Democrats also rely on a “super-committee” that’s supposed to pass more automatic changes to rein in Medicare spending—unless the president and Congress override it. Count on them to do so whenever it’s politically convenient.

In the end, the problem with Obamacare is that the president and his allies assume that the way to drive costs down is through price controls and committees, rather than market preferences. And that’s an assumption that a century’s worth of failed statist experiments should have buried. Sure, markets aren’t perfect; businessmen cheat, lie, and steal, just as politicians do. But markets have one virtue over command-and-control systems: where competition, transparency, and consumer choice drive markets, bad actors go out of business, prices decline over time, and quality improves. If I want your business, I have to sell you something that’s worth buying, and at a good price.

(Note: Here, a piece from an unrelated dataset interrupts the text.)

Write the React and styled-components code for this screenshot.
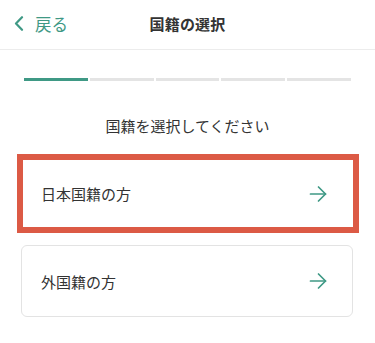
import React from 'react'
import styled, { createGlobalStyle } from 'styled-components'

const teal = '#3f9985'

const GlobalStyle = createGlobalStyle`
  * { box-sizing: border-box; }
  body {
    margin: 0;
    background: #fff;
    font-family: "Noto Sans CJK JP", "Noto Sans", sans-serif;
    color: #333;
  }
`

const Page = styled.div`
  width: 375px;
  height: 343px;
  background: #fff;
  overflow: hidden;
`

const Header = styled.header`
  height: 50px;
  border-bottom: 1px solid #ececec;
  display: grid;
  grid-template-columns: 1fr auto 1fr;
  align-items: center;
  padding: 0 13px 2px;
`

const BackButton = styled.button`
  display: flex;
  align-items: center;
  gap: 11px;
  border: none;
  background: none;
  padding: 0 0 0 1px;
  color: ${teal};
  font-family: inherit;
  font-size: 16.5px;
  justify-self: start;
  cursor: pointer;
`

const Title = styled.h1`
  margin: 0;
  font-size: 15px;
  font-weight: 700;
  color: #333;
  letter-spacing: 0.2px;
`

const Progress = styled.div`
  display: flex;
  gap: 2px;
  padding: 0 24px;
  margin-top: 28px;
`

const Step = styled.div`
  flex: 1;
  height: 3px;
  background: ${(p) => (p.$done ? teal : '#e4e4e4')};
`

const Subtitle = styled.p`
  margin: 34px 0 0;
  text-align: center;
  font-size: 15px;
  line-height: 22px;
  color: #333;
`

const List = styled.div`
  display: flex;
  flex-direction: column;
  gap: 12px;
  padding: 0 22px 0 21px;
  margin-top: 17px;
`

const Option = styled.button`
  display: flex;
  align-items: center;
  justify-content: space-between;
  width: ${(p) => (p.$highlight ? 'calc(100% + 10px)' : '100%')};
  height: ${(p) => (p.$highlight ? '79px' : '72px')};
  margin: ${(p) => (p.$highlight ? '0 -6px 0 -4px' : '0')};
  padding: ${(p) => (p.$highlight ? '0 26px 0 18px' : '0 25px 0 19px')};
  background: #fff;
  border: ${(p) => (p.$highlight ? '6px solid #dc5a45' : '1px solid #e3e3e3')};
  border-radius: ${(p) => (p.$highlight ? '0' : '6px')};
  font-family: inherit;
  font-size: 15px;
  color: #333;
  text-align: left;
  cursor: pointer;
`

const Arrow = () => (
  <svg width="18" height="18" viewBox="0 0 18 18" fill="none" stroke={teal} strokeWidth="1.7" strokeLinecap="round" strokeLinejoin="round">
    <path d="M1.5 9h15" />
    <path d="M9.5 2l7 7-7 7" />
  </svg>
)

const Chevron = () => (
  <svg width="10" height="15" viewBox="0 0 10 15" fill="none" stroke={teal} strokeWidth="2.2" strokeLinecap="round" strokeLinejoin="round">
    <path d="M8 1.2L2 7.5 8 13.8" />
  </svg>
)

const options = ['日本国籍の方', '外国籍の方']

export default function App() {
  return (
    <Page>
      <GlobalStyle />
      <Header>
        <BackButton>
          <Chevron />
          戻る
        </BackButton>
        <Title>国籍の選択</Title>
        <span />
      </Header>
      <Progress>
        {[0, 1, 2, 3, 4].map((i) => (
          <Step key={i} $done={i === 0} />
        ))}
      </Progress>
      <Subtitle>国籍を選択してください</Subtitle>
      <List>
        {options.map((label, i) => (
          <Option key={label} $highlight={i === 0}>
            <span>{label}</span>
            <Arrow />
          </Option>
        ))}
      </List>
    </Page>
  )
}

Health care, we are told repeatedly, is different. But it’s only different because the government has made it different. Our health-care “system” is based on an IRS ruling from World War II that confers tax-deductible status on health insurance only if it’s purchased through an employer. Health insurance is regulated in 50 separate sclerotic state markets—rather than in one big, truly competitive national one—thanks to the 1945 McCarran-Ferguson Act. Medicare sets prices for thousands of physicians. Government decisions have transformed what could have been a price-lowering market like any other into an expensive, convoluted mess.

Such old systems are notoriously difficult to change. But they can change, and there are some promising templates. The Dutch are shifting from a command-and-control system to one in which insurers compete and prices for hospital care are allowed to fluctuate, driving innovation. Closer to home, in Indiana, nearly 50 percent of state employees have Health Savings Accounts—saving taxpayers $42 million to date. Companies like Safeway and Whole Foods have created insurance plans that reward healthy behavior and lower health-care costs.

Neither Congress nor the president seems to be paying much attention. But until every American gets control of his or her own portable, affordable, private health insurance—until, that is, a true market exists in health care—costs will continue to spiral upward. And voters will get more of the same, packaged as hope and change.